Show, in full, each line of the data that contains "React".

*-*-*

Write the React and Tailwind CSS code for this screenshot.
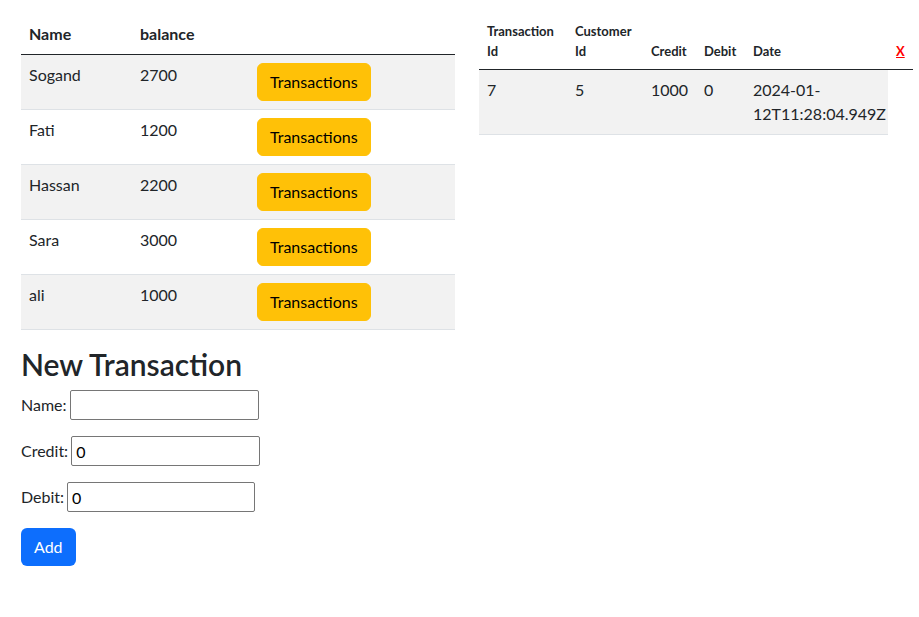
import React from 'react';

const customers = [
    { name: 'Sogand', balance: 2700 },
    { name: 'Fati', balance: 1200 },
    { name: 'Hassan', balance: 2200 },
    { name: 'Sara', balance: 3000 },
    { name: 'ali', balance: 1000 },
];

const transactions = [
    { id: 7, customerId: 5, credit: 1000, debit: 0, date: ['2024-01-', '12T11:28:04.949Z'] },
];

const font = { fontFamily: 'Lato, "Segoe UI", sans-serif' };

const CustomersTable = () => (
    <table className="w-[434px] table-fixed border-collapse text-left text-base leading-6 text-[#212529]">
        <colgroup>
            <col className="w-[111px]" />
            <col className="w-[117px]" />
            <col />
        </colgroup>
        <thead>
            <tr className="border-b border-[#212529]">
                <th className="p-2 align-bottom font-bold">Name</th>
                <th className="p-2 align-bottom font-bold">balance</th>
                <th className="p-2"></th>
            </tr>
        </thead>
        <tbody>
            {customers.map((c, i) => (
                <tr
                    key={c.name}
                    className={i % 2 === 0 ? 'border-b border-[#dee2e6] bg-[#f2f2f2]' : 'border-b border-[#dee2e6]'}
                >
                    <td className="p-2 align-top">{c.name}</td>
                    <td className="p-2 align-top">{c.balance}</td>
                    <td className="p-2 align-top">
                        <button
                            type="button"
                            className="h-[38px] rounded-md border border-[#ffc107] bg-[#ffc107] px-3 text-base leading-6 text-black"
                        >
                            Transactions
                        </button>
                    </td>
                </tr>
            ))}
        </tbody>
    </table>
);

const cell = 'border-b border-[#dee2e6] bg-[#f2f2f2] p-2 align-top';

const TransactionsTable = () => (
    <table className="w-[434px] table-fixed border-collapse text-left text-[#212529]">
        <colgroup>
            <col className="w-[88px]" />
            <col className="w-[76px]" />
            <col className="w-[53px]" />
            <col className="w-[49px]" />
            <col className="w-[143px]" />
            <col />
        </colgroup>
        <thead>
            <tr className="border-b border-[#212529] text-[13px] leading-[19.5px]">
                <th className="p-2 align-bottom font-bold">Transaction Id</th>
                <th className="p-2 align-bottom font-bold">Customer Id</th>
                <th className="p-2 align-bottom font-bold">Credit</th>
                <th className="p-2 align-bottom font-bold">Debit</th>
                <th className="p-2 align-bottom font-bold">Date</th>
                <th className="p-2 align-bottom font-bold">
                    <a href="#" className="text-[#ff0000] underline">X</a>
                </th>
            </tr>
        </thead>
        <tbody className="text-base leading-6">
            {transactions.map(t => (
                <tr key={t.id}>
                    <td className={cell}>{t.id}</td>
                    <td className={cell}>{t.customerId}</td>
                    <td className={cell}>{t.credit}</td>
                    <td className={cell}>{t.debit}</td>
                    <td className={`${cell} whitespace-nowrap`}>
                        {t.date[0]}
                        <br />
                        {t.date[1]}
                    </td>
                </tr>
            ))}
        </tbody>
    </table>
);

const Field = ({ label, value, width = 'w-[189px]' }) => (
    <div className="mb-4 flex items-center gap-[3px]">
        <label className="text-base leading-6">{label}</label>
        <input
            type="text"
            defaultValue={value}
            className={`h-[30px] rounded-[2px] border border-[#767676] bg-white px-[4px] text-base text-black ${width}`}
        />
    </div>
);

export default function App() {
    return (
        <div className="min-h-[617px] bg-white text-[#212529]" style={font}>
            <div className="flex items-start gap-6 pl-[21px] pt-[14px]">
                <div className="flex flex-col">
                    <CustomersTable />
                    <h2 className="mt-[16px] mb-[8px] text-[30px] font-semibold leading-[1.2]">New Transaction</h2>
                    <Field label="Name:" value="" />
                    <Field label="Credit:" value="0" />
                    <Field label="Debit:" value="0" width="w-[188px]" />
                    <div>
                        <button
                            type="button"
                            className="h-[38px] rounded-md bg-[#0d6efd] px-[13px] text-base leading-6 text-white"
                        >
                            Add
                        </button>
                    </div>
                </div>
                <TransactionsTable />
            </div>
        </div>
    );
}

*-*-*

**Finished task:**
Write the React and Tailwind CSS code for this screenshot.
import React from 'react';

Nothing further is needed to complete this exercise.